Nos saturamos de tanta acción –Los hombres de Harrelson– y tanto mandoble catódico. Pero las producciones televisivas policíacas no se acabaron. Se transformaron. Y así surgieron versiones de “alter ego”, agentes de la ley humanizados. Incluso los miembros de una pasma próximos a la marginalidad y el lúmpen. Se pusieron en boga los guiones negros europeos. La “humanización” del policía. Entre ellos surgió Kurt Wallander, el investigador de Malmöe –Suecia–. Una serie distinta como su sociedad nórdica. Profesional a tiempo completo, de familia desestructurada. Divorciado, con malas relaciones con sus padres y también con su joven hija. Antihéroe, depresivo, con problemas de control en el consumo de alcohol, e investigador incansable de criminales sanguinarios. 

Wallander es el prototipo de la novela negra nórdica. Un género oscuro, incluso sórdido, antagónico con el norteamericano que hasta entonces habíamos conocido. A partir de ahí surgieron otras series, otras sagas policiales con protagonistas e historias diferentes, porque lo criminal y lo legal siempre ha tenido mercado televisivo. Hasta hicieron protagonista a un perro policía, Rex, que ocupa la pantalla resolviendo casos en Alemania. Agentes de sangre caliente, como el comisario Montalbano, en la Sicilia de la “omertà” y el trapicheo. Con carabineros cómicos como Catarella y, también con capitanas estrafalarias de la Gendarmerie como la siempre desconcertante Marleau al frente de una investigación francesa que rozaba la caricatura. 

Hay policías para todos los gustos.
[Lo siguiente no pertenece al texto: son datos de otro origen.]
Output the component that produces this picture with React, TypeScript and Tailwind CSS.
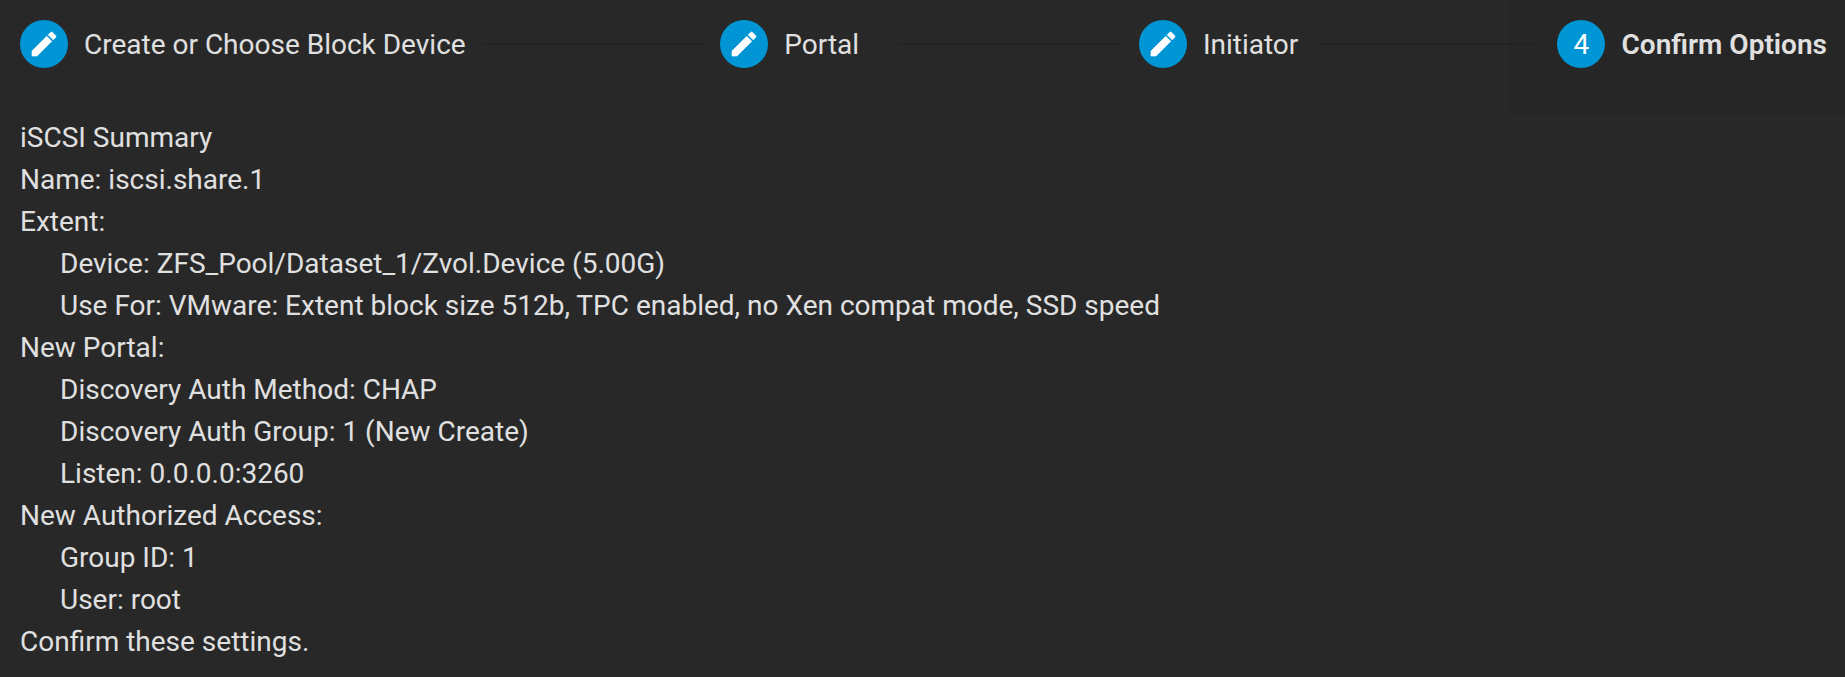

Señoriales como el inspector Barnaby en el truculento pueblo de Midsomer, o el empático Jimmy Pérez de las islas Shetland, en Escocia, donde, pesar de su lejanía y escaso tamaño, siempre se producían acontecimientos ocultos que atormentan la paz de sus vecinos. 
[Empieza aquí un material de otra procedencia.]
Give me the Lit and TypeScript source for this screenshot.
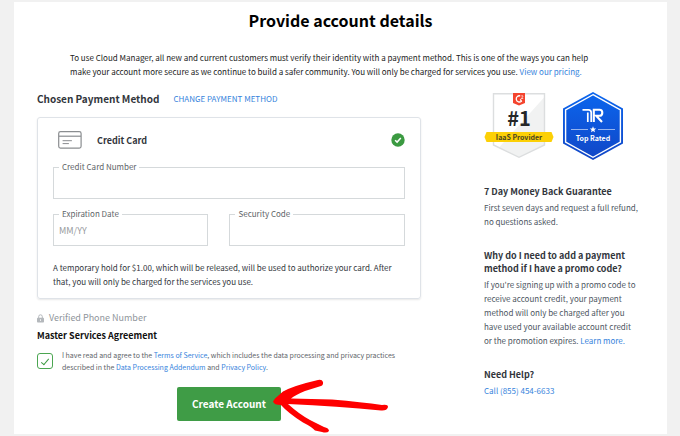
import { LitElement, html, css, svg } from "lit";
import { customElement, property } from "lit/decorators.js";

const cardIcon = svg`<svg class="card-icon" width="24" height="18" viewBox="0 0 24 18" fill="none" stroke="#8a8d90" stroke-linecap="round" aria-hidden="true">
  <rect x="0.7" y="0.7" width="22.4" height="16.4" rx="1.8" stroke-width="1.2"/>
  <path d="M1 5.2H23" stroke-width="1.2" stroke-linecap="butt"/>
  <path d="M5 9.7H13.5M5 12.6H10.5" stroke-width="1"/>
</svg>`;

const okIcon = svg`<svg width="14" height="14" viewBox="0 0 14 14" role="img" aria-label="Selected">
  <circle cx="7" cy="7" r="6.7" fill="#3b9a41"/>
  <path d="M4.1 7.2L6.1 9.1L9.8 5.1" fill="none" stroke="#fff" stroke-width="1.5"/>
</svg>`;

const lockIcon = svg`<svg width="7" height="9" viewBox="0 0 7 9" aria-hidden="true">
  <path d="M1.7 4V2.6A1.8 1.8 0 0 1 5.3 2.6V4" fill="none" stroke="#b4b8bc" stroke-width="1"/>
  <rect x="0" y="3.8" width="7" height="4.7" rx="0.8" fill="#b4b8bc"/>
  <path d="M3.5 5.2V7" stroke="#fff" stroke-width="0.8"/>
</svg>`;

const g2Badge = svg`<svg width="70" height="68" viewBox="0 0 70 68" role="img" aria-label="Number 1 IaaS Provider">
  <path d="M9.5 1.8H60.5V53L35 65.3L9.5 53Z" fill="#fff"/>
  <path d="M60.5 5V53L35 65.3L15 55.5Z" fill="#f1f2f2"/>
  <path d="M9.5 1.8H60.5V53L35 65.3L9.5 53Z" fill="none" stroke="#dcdedf" stroke-width="1.4"/>
  <path d="M29 1H41V11L35 13.6L29 11Z" fill="#f4442e"/>
  <path d="M36.2 3.9A3.1 3.1 0 1 0 37.4 9.2L36.3 7.3" fill="none" stroke="#fff" stroke-width="1.3"/>
  <path d="M37.2 4.3C37.5 3.2 39.2 3.5 38.9 4.6C38.7 5.3 37.3 5.5 37.2 6.5H39.2" fill="none" stroke="#fff" stroke-width="0.7"/>
  <text class="rank" x="35" y="34" text-anchor="middle">#1</text>
  <path d="M2.5 40H67.5L69.5 45L67.5 50H2.5L0.5 45Z" fill="#fcd006"/>
  <text class="ribbon" x="35" y="48" text-anchor="middle">IaaS Provider</text>
</svg>`;

const trBadge = svg`<svg width="60" height="68" viewBox="0 0 60 68" role="img" aria-label="TrustRadius Top Rated">
  <defs><linearGradient id="tr" x1="0" y1="0" x2="0" y2="1">
    <stop offset="0" stop-color="#0b66ee"/><stop offset="1" stop-color="#1146c6"/>
  </linearGradient></defs>
  <path d="M30 0L60 16.5V51.5L30 68L0 51.5V16.5Z" fill="url(#tr)"/>
  <path d="M30 2.7L57.4 17.8V50.2L30 65.3L2.6 50.2V17.8Z" fill="none" stroke="#fff" stroke-width="1.4"/>
  <path d="M19.5 17.8H25.5Q28.2 17.8 28.2 20.5V30M24.8 20.5V30" fill="none" stroke="#fff" stroke-width="1.7"/>
  <path d="M30.8 30V17.8H36.5Q39.3 17.8 39.3 20.7Q39.3 23.8 36.5 23.8H33.2L39 30" fill="none" stroke="#fff" stroke-width="2.1"/>
  <path d="M8 37.5H25M35 37.5H52" stroke="#b9cdf5" stroke-width="0.8"/>
  <path d="M30 34.2L30.9 36.4L33.2 36.5L31.4 38L32 40.2L30 39L28 40.2L28.6 38L26.8 36.5L29.1 36.4Z" fill="#fff"/>
  <text class="rated" x="30" y="49" text-anchor="middle">Top Rated</text>
</svg>`;

const arrow = svg`<svg class="arrow" width="118" height="56" viewBox="0 0 118 56" fill="#fe0000" aria-hidden="true">
  <path d="M3 19.5L11 12.5Q22 6.5 46 1Q50 0 51 3Q51.500 6 49 7L33 12Q23 16 19 19.500L60 20.500Q90 23 110 26Q116 25 116 28Q115 32 109 31.500Q66 27 16 25Q27 35 38 41L52 48Q57 49 57 52Q55 54.500 50 53L43 51.500Q40 48 31 43.500Q16 34 9 26Q2 26 1 22.500Z"/>
</svg>`;

@customElement("outlined-field")
class OutlinedField extends LitElement {
  @property() label = "";
  @property() placeholder = "";

  static styles = css`
    :host { display: block; position: relative; min-width: 0; }
    label {
      position: absolute; top: -6px; left: 6px; padding: 0 3px;
      background: #fff; color: #606468;
      font-size: 8px; line-height: 12px;
    }
    input {
      display: block; box-sizing: border-box; width: 100%; height: 32px;
      margin: 0; padding: 0 5px; border: 1px solid #d5d9db; border-radius: 0;
      background: #fff; color: #32363c; font: inherit; font-size: 9px; outline: 0;
    }
    input::placeholder { color: #96999c; opacity: 1; }
  `;

  render() {
    return html`<label for="control">${this.label}</label>
      <input id="control" type="text" placeholder=${this.placeholder} />`;
  }
}

@customElement("app-root")
class AppRoot extends LitElement {
  static styles = css`
    :host {
      display: block; box-sizing: border-box; padding: 2px 13px 2px 14px;
      background: #f1f1f1; color: #32363c;
      font-family: "Noto Sans CJK SC", "Noto Sans", sans-serif;
      font-size: 8px; line-height: 14px;
    }
    h1, h2, h3, p { margin: 0; }
    a { color: #3683dc; text-decoration: none; }
    main { background: #fff; padding: 4px 23px 13px; }
    h1 { font-size: 16px; line-height: 28px; font-weight: 700; text-align: center; color: #000; }
    .intro { margin: 17px 40px 0 33px; color: #222; }
    .columns { display: grid; grid-template-columns: minmax(0, 1fr) 155px; column-gap: 63px; margin-top: 12px; padding-right: 5px; }
    h2 { font-size: 10px; line-height: 16px; font-weight: 700; }
    .method { display: flex; align-items: center; gap: 14px; }
    .method a { line-height: 16px; }
    .panel {
      margin-top: 10px; padding: 14px 15px 9px; border: 1px solid #dfe3e8; border-radius: 3px;
      box-shadow: 0 1px 2px #00000018;
    }
    .panel-head { display: flex; align-items: center; gap: 15px; height: 16px; padding-left: 5px; }
    .panel-head h3 { flex: 1; }
    h3 { font-size: 9px; line-height: 13px; font-weight: 700; }
    .card-icon { flex: none; }
    .fields { display: grid; grid-template-columns: 155fr 175fr; gap: 15px 21px; margin-top: 19px; }
    .wide { grid-column: 1 / -1; }
    .note { margin-top: 15px; }
    .verified { display: flex; align-items: center; gap: 5px; margin-top: 11px; color: #8f959b; font-size: 9px; line-height: 16px; }
    .agreement { margin-top: 2px; color: #111; line-height: 16px; }
    .terms { display: flex; align-items: center; gap: 9px; margin-top: 5px; color: #606469; font-size: 7px; line-height: 12px; }
    .terms input {
      appearance: none; flex: none; width: 16px; height: 16px; margin: 0;
      border: 1px solid #4ba651; border-radius: 3px; background: #fff; display: grid; place-items: center;
    }
    .terms input:checked::after {
      content: ""; width: 3px; height: 7px; border: solid #3b9a41; border-width: 0 1px 1px 0; transform: rotate(40deg);
    }
    .submit { position: relative; width: max-content; margin: 14px auto 0; }
    button {
      display: block; height: 34px; padding: 0 15px; border: 0; border-radius: 2px;
      background: #3f9c46; color: #fff; font: inherit; font-size: 10px; font-weight: 700;
    }
    .arrow { position: absolute; left: 95px; top: -8px; pointer-events: none; }
    .badges { display: flex; gap: 9px; margin: 1px 0 25px; }
    aside { color: #4d565f; }
    aside h3 { color: #32363c; }
    aside section { margin-bottom: 20px; }
    aside section:last-child { margin-bottom: 0; }
    aside p { margin-top: 3px; }
    .rank { font-size: 20px; font-weight: 700; fill: #262829; }
    .ribbon { font-size: 7px; font-weight: 700; fill: #4a4420; }
    .rated { font-size: 7px; font-weight: 700; fill: #fff; }
  `;

  render() {
    return html`<main>
      <h1>Provide account details</h1>
      <p class="intro">
        To use Cloud Manager, all new and current customers must verify their identity with a payment method. This is one of the ways you can help
        make your account more secure as we continue to build a safer community. You will only be charged for services you use.
        <a href="#pricing">View our pricing.</a>
      </p>
      <div class="columns">
        <form>
          <div class="method">
            <h2>Chosen Payment Method</h2>
            <a href="#method">CHANGE PAYMENT METHOD</a>
          </div>
          <div class="panel">
            <div class="panel-head">${cardIcon}<h3>Credit Card</h3>${okIcon}</div>
            <div class="fields">
              <outlined-field class="wide" label="Credit Card Number"></outlined-field>
              <outlined-field label="Expiration Date" placeholder="MM/YY"></outlined-field>
              <outlined-field label="Security Code"></outlined-field>
            </div>
            <p class="note">
              A temporary hold for $1.00, which will be released, will be used to authorize your card. After
              that, you will only be charged for the services you use.
            </p>
          </div>
          <p class="verified">${lockIcon}<span>Verified Phone Number</span></p>
          <h3 class="agreement">Master Services Agreement</h3>
          <div class="terms">
            <input id="agree" type="checkbox" checked />
            <label for="agree">I have read and agree to the <a href="#terms">Terms of Service</a>, which includes the data processing and privacy practices
              described in the <a href="#dpa">Data Processing Addendum</a> and <a href="#privacy">Privacy Policy</a>.</label>
          </div>
          <div class="submit"><button type="button">Create Account</button>${arrow}</div>
        </form>
        <aside>
          <div class="badges">${g2Badge}${trBadge}</div>
          <section>
            <h3>7 Day Money Back Guarantee</h3>
            <p>First seven days and request a full refund, no questions asked.</p>
          </section>
          <section>
            <h3>Why do I need to add a payment method if I have a promo code?</h3>
            <p>If you're signing up with a promo code to receive account credit, your payment method will only be charged after you have used your available account credit or the promotion expires. <a href="#promo">Learn more.</a></p>
          </section>
          <section>
            <h3>Need Help?</h3>
            <p><a href="tel:8554546633">Call (855) 454-6633</a></p>
          </section>
        </aside>
      </div>
    </main>`;
  }
}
Las historias del bien y del mal, de los criminales y de sus perseguidores, lo siguen inundando todo. En cadenas, plataformas, canales… El mundo de la ficción en la búsqueda del entretenimiento, con personajes, vivencias e historias plurales y según el gusto del consumidor. Es el cine, la televisión, la literatura, la creatividad, la ficción la que alimenta el género y el medio.

Pero lo que ya resulta extraño es que alguien se fije en eso, en el cine, en la televisión, para justificar modos organizativos, modelos de seguridad que afectan, de verdad, a las personas. No hablamos ahora de entretenimiento, sino de cosas de comer y alguien en este país, con el rigor de un charlatán de feria, ha tratado de convencernos de que su tan traído y llevado “modelo policial” se asemeja a lo que hemos conocido en las películas escandinavas.
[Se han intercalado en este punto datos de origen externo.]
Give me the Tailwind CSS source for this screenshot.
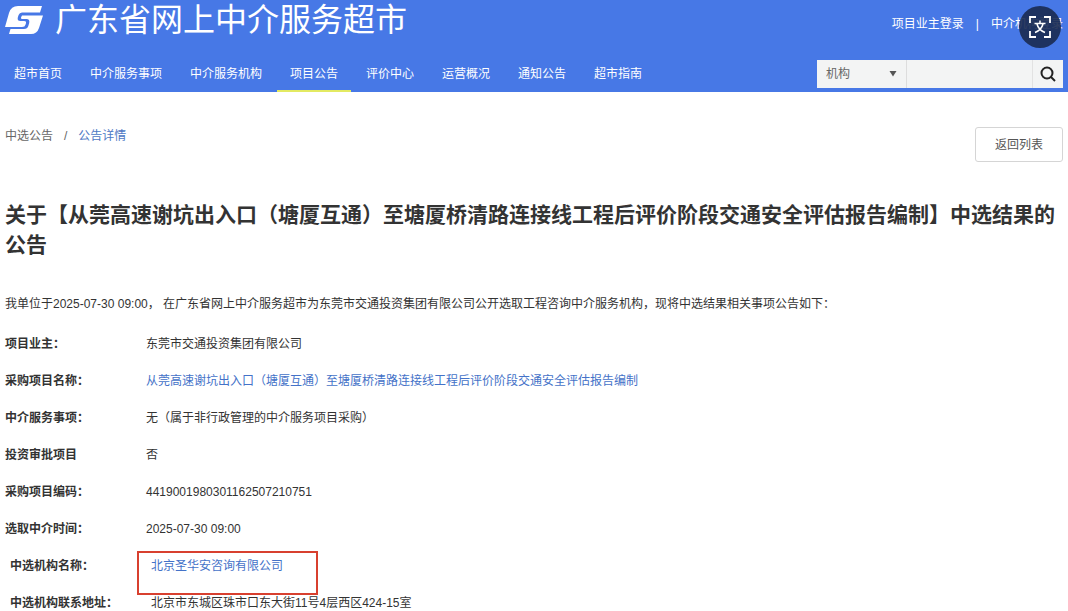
<!DOCTYPE html>
<html lang="zh-CN">
<head>
    <meta charset="UTF-8">
    <meta name="viewport" content="width=device-width, initial-scale=1.0">
    <title>广东省网上中介服务超市</title>

    <!-- Tailwind CSS -->
    <script src="https://cdn.jsdelivr.net/npm/@tailwindcss/browser@4"></script>
</head>
<body class="bg-white text-[#333] text-xs font-['Liberation_Sans','Noto_Sans_CJK_SC',sans-serif]">

    <!-- Header -->
    <header class="bg-[#4778e6] text-white">
        <div class="flex items-start justify-between h-[57px] px-[5px]">
            <a href="#" class="flex items-center gap-3 h-10">
                <svg class="w-[38px] h-7" viewBox="0 0 38 28" fill="none" aria-hidden="true">
                    <path fill="#fff" d="M13 0H37L35 6.500H17Q14.500 6.500 13.600 9L12.800 11.500Q12 15 15.500 15H19Q21.500 15 21 17L20.600 18.500Q20 21 17 21H0L4 7Q6 0 13 0Z"/>
                    <path fill="#fff" d="M17 9.500H38L34 22Q32 28 26 28H4L5.500 23H19Q22.500 23 23.300 20L24.200 17Q25 13 21.500 13H17.500Q15.500 13 16 11.500Z"/>
                </svg>
                <h1 class="text-[32px] leading-10">广东省网上中介服务超市</h1>
            </a>
            <div class="flex gap-3 pt-4 leading-4">
                <a href="#">项目业主登录</a>
                <span>|</span>
                <a href="#">中介机构登录</a>
            </div>
        </div>

        <div class="flex items-stretch justify-between h-[35px] pr-[5px]">
            <nav class="flex">
                <a href="#" class="mx-px px-[13px] leading-[35px]">超市首页</a>
                <a href="#" class="mx-px px-[13px] leading-[35px]">中介服务事项</a>
                <a href="#" class="mx-px px-[13px] leading-[35px]">中介服务机构</a>
                <a href="#" class="mx-px px-[13px] leading-[35px] shadow-[inset_0_-2px_0_#e3ea62]">项目公告</a>
                <a href="#" class="mx-px px-[13px] leading-[35px]">评价中心</a>
                <a href="#" class="mx-px px-[13px] leading-[35px]">运营概况</a>
                <a href="#" class="mx-px px-[13px] leading-[35px]">通知公告</a>
                <a href="#" class="mx-px px-[13px] leading-[35px]">超市指南</a>
            </nav>

            <form class="flex h-7 mt-[3px] bg-[#f3f4f4] text-[#666]">
                <div class="grid items-center w-[90px] border-r border-[#ddd]">
                    <select aria-label="搜索类型" class="col-start-1 row-start-1 appearance-none w-full h-7 pl-[9px] outline-none">
                        <option>机构</option>
                        <option>公告</option>
                    </select>
                    <svg class="col-start-1 row-start-1 justify-self-end mr-[9px] w-2 h-[6px] pointer-events-none" viewBox="0 0 8 6" aria-hidden="true">
                        <path fill="#555" d="M0.500 0H7.500L4 5.500Z"/>
                    </svg>
                </div>
                <input type="text" aria-label="关键字" class="w-[125px] px-2 outline-none">
                <button type="submit" aria-label="搜索" class="flex items-center justify-center w-[31px] border-l border-[#e2e2e2]">
                    <svg class="w-4 h-4" viewBox="0 0 16 16" fill="none" stroke="#222" stroke-width="2" aria-hidden="true">
                        <circle cx="7" cy="7" r="5.500"/>
                        <path d="M11 11L15 15"/>
                    </svg>
                </button>
            </form>
        </div>
    </header>

    <!-- Floating translate button -->
    <button type="button" aria-label="翻译" class="absolute top-[6px] right-[7px] flex items-center justify-center w-[42px] h-[42px] rounded-full bg-[#1a2a50]/90">
        <svg class="w-[22px] h-[22px]" viewBox="0 0 22 22" fill="none" stroke="#fff" stroke-width="1.800" aria-hidden="true">
            <path d="M1 7V1H7M15 1H21V7M21 15V21H15M7 21H1V15"/>
            <path stroke-width="1.500" d="M11 4.500V7.500M5.500 7.500H16.500M14 8Q12.500 14 6 16.500M8 8Q9.500 14 16 16.500"/>
        </svg>
    </button>

    <main class="px-[5px]">
        <div class="flex items-start justify-between pt-[35px]">
            <div class="flex gap-[11px] leading-[18px] text-[#666]">
                <a href="#">中选公告</a>
                <span>/</span>
                <a href="#" class="text-[#4d78c4]">公告详情</a>
            </div>
            <button type="button" class="w-[88px] h-[35px] border border-[#d5d5d5] rounded-[3px] text-[#555]">返回列表</button>
        </div>

        <h2 class="mt-[38px] text-[21px] leading-[30px] font-bold">关于【从莞高速谢坑出入口（塘厦互通）至塘厦桥清路连接线工程后评价阶段交通安全评估报告编制】中选结果的公告</h2>

        <p class="mt-9 leading-4">我单位于2025-07-30 09:00， 在广东省网上中介服务超市为东莞市交通投资集团有限公司公开选取工程咨询中介服务机构，现将中选结果相关事项公告如下：</p>

        <!-- Result details -->
        <dl class="flex flex-col gap-[21px] mt-6 leading-4">
            <div class="flex">
                <dt class="w-[141px] font-bold">项目业主：</dt>
                <dd>东莞市交通投资集团有限公司</dd>
            </div>
            <div class="flex">
                <dt class="w-[141px] font-bold">采购项目名称：</dt>
                <dd><a href="#" class="text-[#4472c8]">从莞高速谢坑出入口（塘厦互通）至塘厦桥清路连接线工程后评价阶段交通安全评估报告编制</a></dd>
            </div>
            <div class="flex">
                <dt class="w-[141px] font-bold">中介服务事项：</dt>
                <dd>无（属于非行政管理的中介服务项目采购）</dd>
            </div>
            <div class="flex">
                <dt class="w-[141px] font-bold">投资审批项目</dt>
                <dd>否</dd>
            </div>
            <div class="flex">
                <dt class="w-[141px] font-bold">采购项目编码：</dt>
                <dd>4419001980301162507210751</dd>
            </div>
            <div class="flex">
                <dt class="w-[141px] font-bold">选取中介时间：</dt>
                <dd>2025-07-30 09:00</dd>
            </div>
            <div class="flex pl-[5px]">
                <dt class="w-[141px] font-bold">中选机构名称：</dt>
                <dd class="relative">
                    <a href="#" class="text-[#4472c8]">北京圣华安咨询有限公司</a>
                    <span class="absolute -top-[7px] -left-[14px] w-[181px] h-11 border-2 border-[#d8402f] pointer-events-none"></span>
                </dd>
            </div>
            <div class="flex pl-[5px]">
                <dt class="w-[141px] font-bold">中选机构联系地址：</dt>
                <dd>北京市东城区珠市口东大街11号4层西区424-15室</dd>
            </div>
        </dl>
    </main>
</body>
</html>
Uno de los defectos que se pueden achacar a Arnaldo Otegi es que, muchas veces, habla por no callar. El dirigente de la Izquierda Abertzale tiene, sin duda, grandes virtudes que le hacen ser un político ágil, que sabe desenvolverse en múltiples circunstancias y que ha conseguido que buena parte de su parroquia siga sus pasos sin cuestionar el método o las decisiones estratégicas adoptadas.

Seguramente, sin Otegi, la Izquierda Aber-tzale no estaría posicionada donde hoy se encuentra, en un espacio de relevancia democrática. Y en buena parte, suyo es el mérito de tal coyuntura. Sin embargo, en ocasiones, el papel de “comercial” de su opción ideológica le delata.